Netflix

My Fuller House confessions.

An embarrassing thing to admit in print—more embarrassing than having once decided to name my lucky blanket “Jesse” after John Stamos’s Elvis-loving heartthrob; more embarrassing than having read enough tie-in novels about Stephanie Tanner to have had a favorite—is that I kind of like Fuller House.

I’m not going to tell you that the TGIF sequel, released on Netflix today, is good; I do have some pride. Like its predecessor, Fuller House is cloying and juvenile. The jokes are obvious and the audience laughter is prolonged. There are more one-liners about Kimmy Gibbler’s sex life and Stephanie Tanner’s breasts than anyone should be comfortable with. And for some inexplicable reason, Macy Gray shows up in episode three.

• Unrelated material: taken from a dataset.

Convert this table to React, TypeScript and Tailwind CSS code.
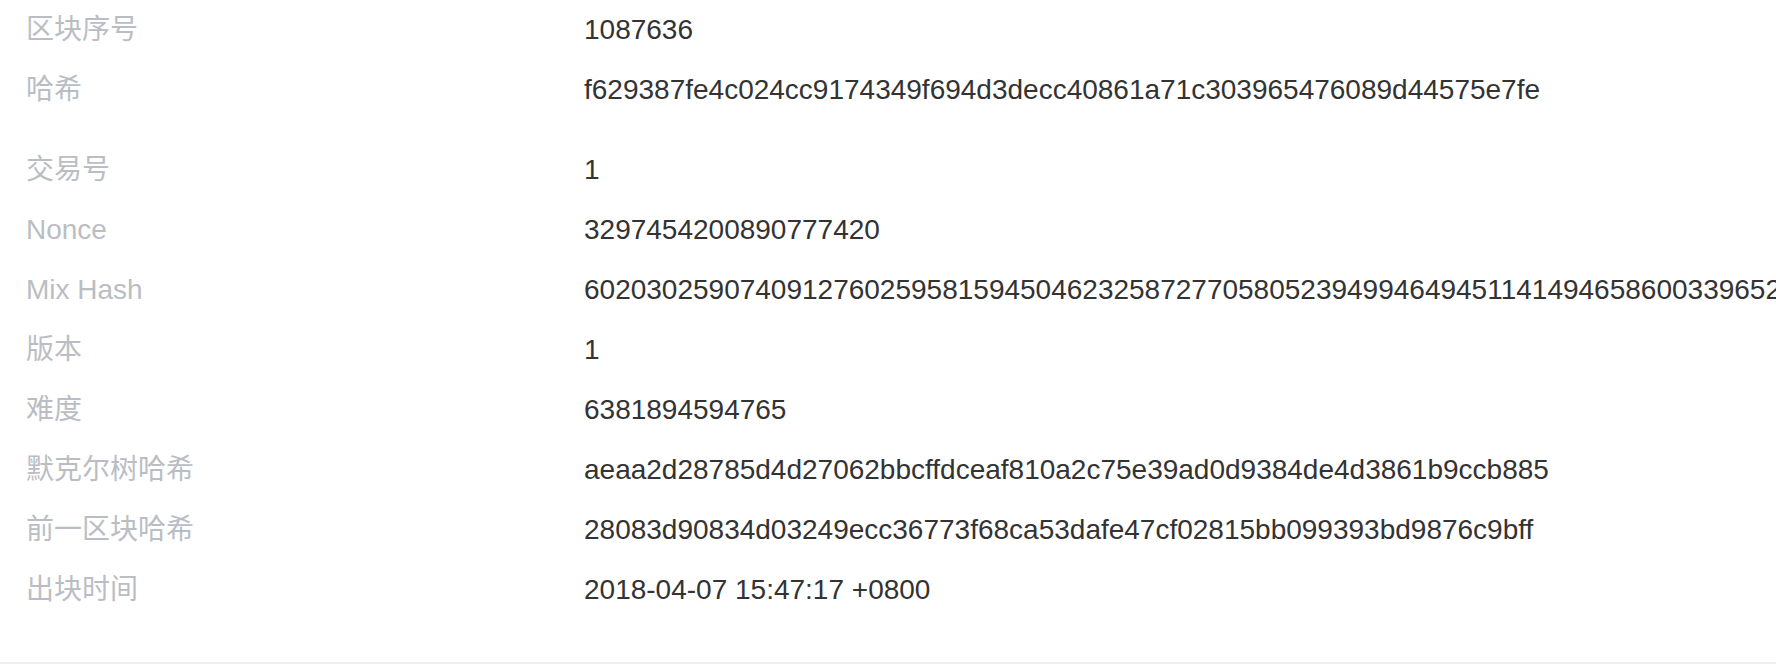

And yet. The show’s mixture of Disney-Channel affability and bland goodwill sometimes works, as long as your expectations are sufficiently lowered. Fuller House essentially flips the original’s premise: instead of two men moving in with their friend/brother-in-law to help him raise three daughters, the spin-off gives us D.J., Stephanie, and Kimmy Gibbler living in that same house to help raise D.J.’s three sons and Kimmy’s daughter. Lessons are learned, violin strings are plucked, dance routines are performed to the music of New Kids on the Block. No, it’s not good. But it’s a little bit better than it had to be.